Return the listing below unchanged, minus its pictures.

Raw data –

▬▬▬

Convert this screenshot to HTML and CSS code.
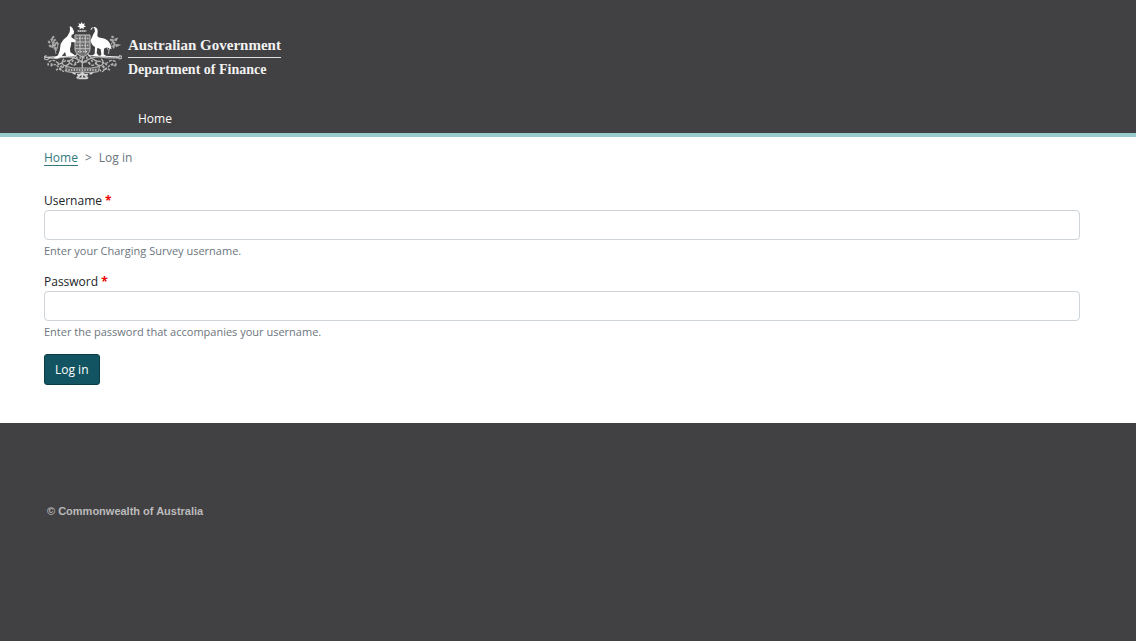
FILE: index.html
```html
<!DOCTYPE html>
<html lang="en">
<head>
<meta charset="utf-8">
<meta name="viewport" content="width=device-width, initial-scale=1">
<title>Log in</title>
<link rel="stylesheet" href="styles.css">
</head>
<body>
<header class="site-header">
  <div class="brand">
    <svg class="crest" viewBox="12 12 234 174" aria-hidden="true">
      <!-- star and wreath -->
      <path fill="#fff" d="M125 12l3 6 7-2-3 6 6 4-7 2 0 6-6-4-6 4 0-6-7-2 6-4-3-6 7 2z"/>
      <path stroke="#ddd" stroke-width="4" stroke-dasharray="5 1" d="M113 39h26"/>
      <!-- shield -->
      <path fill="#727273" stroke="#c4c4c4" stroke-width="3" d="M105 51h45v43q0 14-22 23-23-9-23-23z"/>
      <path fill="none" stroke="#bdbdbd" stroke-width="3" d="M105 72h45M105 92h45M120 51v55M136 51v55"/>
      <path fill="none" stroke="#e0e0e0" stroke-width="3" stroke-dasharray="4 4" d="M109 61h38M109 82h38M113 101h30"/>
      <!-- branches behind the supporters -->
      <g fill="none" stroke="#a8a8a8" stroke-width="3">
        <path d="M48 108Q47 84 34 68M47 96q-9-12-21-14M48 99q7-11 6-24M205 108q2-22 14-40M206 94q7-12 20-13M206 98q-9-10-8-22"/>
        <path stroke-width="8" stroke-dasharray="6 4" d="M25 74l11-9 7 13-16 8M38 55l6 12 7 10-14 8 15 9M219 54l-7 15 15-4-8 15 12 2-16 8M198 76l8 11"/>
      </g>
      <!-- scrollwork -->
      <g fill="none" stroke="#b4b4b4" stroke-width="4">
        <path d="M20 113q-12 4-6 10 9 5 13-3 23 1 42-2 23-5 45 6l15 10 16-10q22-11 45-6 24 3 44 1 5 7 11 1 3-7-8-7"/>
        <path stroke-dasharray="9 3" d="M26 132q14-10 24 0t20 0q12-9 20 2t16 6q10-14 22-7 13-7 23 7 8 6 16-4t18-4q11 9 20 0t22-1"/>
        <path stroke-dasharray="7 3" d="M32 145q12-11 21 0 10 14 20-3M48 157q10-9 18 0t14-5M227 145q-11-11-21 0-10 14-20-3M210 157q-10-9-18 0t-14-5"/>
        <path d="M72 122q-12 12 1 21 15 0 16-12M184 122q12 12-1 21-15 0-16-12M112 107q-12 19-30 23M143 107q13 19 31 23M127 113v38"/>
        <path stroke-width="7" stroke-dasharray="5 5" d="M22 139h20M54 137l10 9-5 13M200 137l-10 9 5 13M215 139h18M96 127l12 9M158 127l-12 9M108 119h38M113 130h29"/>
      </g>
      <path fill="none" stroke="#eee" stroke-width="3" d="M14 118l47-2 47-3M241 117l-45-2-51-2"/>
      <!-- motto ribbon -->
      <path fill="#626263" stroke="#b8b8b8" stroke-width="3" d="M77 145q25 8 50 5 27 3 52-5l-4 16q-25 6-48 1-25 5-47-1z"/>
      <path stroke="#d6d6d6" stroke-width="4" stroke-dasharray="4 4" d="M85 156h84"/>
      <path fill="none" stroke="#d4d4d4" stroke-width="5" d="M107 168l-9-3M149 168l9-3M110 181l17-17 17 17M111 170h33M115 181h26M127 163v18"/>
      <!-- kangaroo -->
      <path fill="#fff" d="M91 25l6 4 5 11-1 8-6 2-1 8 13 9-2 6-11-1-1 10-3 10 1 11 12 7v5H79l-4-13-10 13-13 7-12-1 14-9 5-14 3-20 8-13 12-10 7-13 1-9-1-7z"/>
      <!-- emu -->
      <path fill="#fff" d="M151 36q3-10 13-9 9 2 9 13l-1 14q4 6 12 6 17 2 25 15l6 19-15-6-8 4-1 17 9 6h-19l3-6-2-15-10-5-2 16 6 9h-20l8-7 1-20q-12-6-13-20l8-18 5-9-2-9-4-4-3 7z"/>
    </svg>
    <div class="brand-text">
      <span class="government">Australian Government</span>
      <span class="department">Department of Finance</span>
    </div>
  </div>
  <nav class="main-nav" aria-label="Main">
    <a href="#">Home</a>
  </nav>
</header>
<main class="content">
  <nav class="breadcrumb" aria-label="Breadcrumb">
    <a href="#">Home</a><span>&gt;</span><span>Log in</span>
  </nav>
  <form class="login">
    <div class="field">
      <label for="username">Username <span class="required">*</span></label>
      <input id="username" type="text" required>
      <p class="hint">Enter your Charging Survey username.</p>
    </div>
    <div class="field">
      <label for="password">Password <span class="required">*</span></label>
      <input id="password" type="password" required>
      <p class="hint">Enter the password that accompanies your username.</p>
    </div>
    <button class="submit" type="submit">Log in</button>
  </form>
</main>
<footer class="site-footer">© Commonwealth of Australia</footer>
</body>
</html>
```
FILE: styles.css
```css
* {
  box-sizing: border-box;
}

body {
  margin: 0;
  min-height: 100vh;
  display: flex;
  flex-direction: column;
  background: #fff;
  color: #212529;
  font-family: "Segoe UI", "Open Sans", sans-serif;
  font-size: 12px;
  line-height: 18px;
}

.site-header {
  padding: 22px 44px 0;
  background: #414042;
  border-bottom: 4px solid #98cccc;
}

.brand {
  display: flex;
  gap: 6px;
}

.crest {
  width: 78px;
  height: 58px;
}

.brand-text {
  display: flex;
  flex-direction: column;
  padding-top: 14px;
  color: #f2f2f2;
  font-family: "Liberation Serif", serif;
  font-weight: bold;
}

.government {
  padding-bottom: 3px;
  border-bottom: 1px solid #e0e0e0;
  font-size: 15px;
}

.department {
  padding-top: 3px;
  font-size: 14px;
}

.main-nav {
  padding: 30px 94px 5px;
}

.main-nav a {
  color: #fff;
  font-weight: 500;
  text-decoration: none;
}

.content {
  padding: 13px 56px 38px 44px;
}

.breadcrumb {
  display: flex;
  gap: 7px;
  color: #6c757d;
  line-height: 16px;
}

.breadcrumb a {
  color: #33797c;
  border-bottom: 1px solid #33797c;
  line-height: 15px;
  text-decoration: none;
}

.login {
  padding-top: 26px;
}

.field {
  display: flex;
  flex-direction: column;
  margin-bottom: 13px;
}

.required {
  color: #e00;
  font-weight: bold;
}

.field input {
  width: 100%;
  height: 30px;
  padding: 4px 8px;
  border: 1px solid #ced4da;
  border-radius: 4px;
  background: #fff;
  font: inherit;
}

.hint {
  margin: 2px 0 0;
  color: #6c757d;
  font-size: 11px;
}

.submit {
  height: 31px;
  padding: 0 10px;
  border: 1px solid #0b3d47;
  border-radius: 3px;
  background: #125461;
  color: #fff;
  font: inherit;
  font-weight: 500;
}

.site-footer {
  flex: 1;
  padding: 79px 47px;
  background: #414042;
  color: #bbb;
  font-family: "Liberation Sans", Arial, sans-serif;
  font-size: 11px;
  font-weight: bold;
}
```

▬▬▬

Written solution –
Convert this screenshot to HTML and CSS code.
FILE: index.html
```html
<!DOCTYPE html>
<html lang="en">
<head>
<meta charset="utf-8">
<meta name="viewport" content="width=device-width, initial-scale=1">
<title>Log in</title>
<link rel="stylesheet" href="styles.css">
</head>
<body>
<header class="site-header">
  <div class="brand">
    <svg class="crest" viewBox="12 12 234 174" aria-hidden="true">
      <!-- star and wreath -->
      <path fill="#fff" d="M125 12l3 6 7-2-3 6 6 4-7 2 0 6-6-4-6 4 0-6-7-2 6-4-3-6 7 2z"/>
      <path stroke="#ddd" stroke-width="4" stroke-dasharray="5 1" d="M113 39h26"/>
      <!-- shield -->
      <path fill="#727273" stroke="#c4c4c4" stroke-width="3" d="M105 51h45v43q0 14-22 23-23-9-23-23z"/>
      <path fill="none" stroke="#bdbdbd" stroke-width="3" d="M105 72h45M105 92h45M120 51v55M136 51v55"/>
      <path fill="none" stroke="#e0e0e0" stroke-width="3" stroke-dasharray="4 4" d="M109 61h38M109 82h38M113 101h30"/>
      <!-- branches behind the supporters -->
      <g fill="none" stroke="#a8a8a8" stroke-width="3">
        <path d="M48 108Q47 84 34 68M47 96q-9-12-21-14M48 99q7-11 6-24M205 108q2-22 14-40M206 94q7-12 20-13M206 98q-9-10-8-22"/>
        <path stroke-width="8" stroke-dasharray="6 4" d="M25 74l11-9 7 13-16 8M38 55l6 12 7 10-14 8 15 9M219 54l-7 15 15-4-8 15 12 2-16 8M198 76l8 11"/>
      </g>
      <!-- scrollwork -->
      <g fill="none" stroke="#b4b4b4" stroke-width="4">
        <path d="M20 113q-12 4-6 10 9 5 13-3 23 1 42-2 23-5 45 6l15 10 16-10q22-11 45-6 24 3 44 1 5 7 11 1 3-7-8-7"/>
        <path stroke-dasharray="9 3" d="M26 132q14-10 24 0t20 0q12-9 20 2t16 6q10-14 22-7 13-7 23 7 8 6 16-4t18-4q11 9 20 0t22-1"/>
        <path stroke-dasharray="7 3" d="M32 145q12-11 21 0 10 14 20-3M48 157q10-9 18 0t14-5M227 145q-11-11-21 0-10 14-20-3M210 157q-10-9-18 0t-14-5"/>
        <path d="M72 122q-12 12 1 21 15 0 16-12M184 122q12 12-1 21-15 0-16-12M112 107q-12 19-30 23M143 107q13 19 31 23M127 113v38"/>
        <path stroke-width="7" stroke-dasharray="5 5" d="M22 139h20M54 137l10 9-5 13M200 137l-10 9 5 13M215 139h18M96 127l12 9M158 127l-12 9M108 119h38M113 130h29"/>
      </g>
      <path fill="none" stroke="#eee" stroke-width="3" d="M14 118l47-2 47-3M241 117l-45-2-51-2"/>
      <!-- motto ribbon -->
      <path fill="#626263" stroke="#b8b8b8" stroke-width="3" d="M77 145q25 8 50 5 27 3 52-5l-4 16q-25 6-48 1-25 5-47-1z"/>
      <path stroke="#d6d6d6" stroke-width="4" stroke-dasharray="4 4" d="M85 156h84"/>
      <path fill="none" stroke="#d4d4d4" stroke-width="5" d="M107 168l-9-3M149 168l9-3M110 181l17-17 17 17M111 170h33M115 181h26M127 163v18"/>
      <!-- kangaroo -->
      <path fill="#fff" d="M91 25l6 4 5 11-1 8-6 2-1 8 13 9-2 6-11-1-1 10-3 10 1 11 12 7v5H79l-4-13-10 13-13 7-12-1 14-9 5-14 3-20 8-13 12-10 7-13 1-9-1-7z"/>
      <!-- emu -->
      <path fill="#fff" d="M151 36q3-10 13-9 9 2 9 13l-1 14q4 6 12 6 17 2 25 15l6 19-15-6-8 4-1 17 9 6h-19l3-6-2-15-10-5-2 16 6 9h-20l8-7 1-20q-12-6-13-20l8-18 5-9-2-9-4-4-3 7z"/>
    </svg>
    <div class="brand-text">
      <span class="government">Australian Government</span>
      <span class="department">Department of Finance</span>
    </div>
  </div>
  <nav class="main-nav" aria-label="Main">
    <a href="#">Home</a>
  </nav>
</header>
<main class="content">
  <nav class="breadcrumb" aria-label="Breadcrumb">
    <a href="#">Home</a><span>&gt;</span><span>Log in</span>
  </nav>
  <form class="login">
    <div class="field">
      <label for="username">Username <span class="required">*</span></label>
      <input id="username" type="text" required>
      <p class="hint">Enter your Charging Survey username.</p>
    </div>
    <div class="field">
      <label for="password">Password <span class="required">*</span></label>
      <input id="password" type="password" required>
      <p class="hint">Enter the password that accompanies your username.</p>
    </div>
    <button class="submit" type="submit">Log in</button>
  </form>
</main>
<footer class="site-footer">© Commonwealth of Australia</footer>
</body>
</html>
```
FILE: styles.css
```css
* {
  box-sizing: border-box;
}

body {
  margin: 0;
  min-height: 100vh;
  display: flex;
  flex-direction: column;
  background: #fff;
  color: #212529;
  font-family: "Segoe UI", "Open Sans", sans-serif;
  font-size: 12px;
  line-height: 18px;
}

.site-header {
  padding: 22px 44px 0;
  background: #414042;
  border-bottom: 4px solid #98cccc;
}

.brand {
  display: flex;
  gap: 6px;
}

.crest {
  width: 78px;
  height: 58px;
}

.brand-text {
  display: flex;
  flex-direction: column;
  padding-top: 14px;
  color: #f2f2f2;
  font-family: "Liberation Serif", serif;
  font-weight: bold;
}

.government {
  padding-bottom: 3px;
  border-bottom: 1px solid #e0e0e0;
  font-size: 15px;
}

.department {
  padding-top: 3px;
  font-size: 14px;
}

.main-nav {
  padding: 30px 94px 5px;
}

.main-nav a {
  color: #fff;
  font-weight: 500;
  text-decoration: none;
}

.content {
  padding: 13px 56px 38px 44px;
}

.breadcrumb {
  display: flex;
  gap: 7px;
  color: #6c757d;
  line-height: 16px;
}

.breadcrumb a {
  color: #33797c;
  border-bottom: 1px solid #33797c;
  line-height: 15px;
  text-decoration: none;
}

.login {
  padding-top: 26px;
}

.field {
  display: flex;
  flex-direction: column;
  margin-bottom: 13px;
}

.required {
  color: #e00;
  font-weight: bold;
}

.field input {
  width: 100%;
  height: 30px;
  padding: 4px 8px;
  border: 1px solid #ced4da;
  border-radius: 4px;
  background: #fff;
  font: inherit;
}

.hint {
  margin: 2px 0 0;
  color: #6c757d;
  font-size: 11px;
}

.submit {
  height: 31px;
  padding: 0 10px;
  border: 1px solid #0b3d47;
  border-radius: 3px;
  background: #125461;
  color: #fff;
  font: inherit;
  font-weight: 500;
}

.site-footer {
  flex: 1;
  padding: 79px 47px;
  background: #414042;
  color: #bbb;
  font-family: "Liberation Sans", Arial, sans-serif;
  font-size: 11px;
  font-weight: bold;
}
```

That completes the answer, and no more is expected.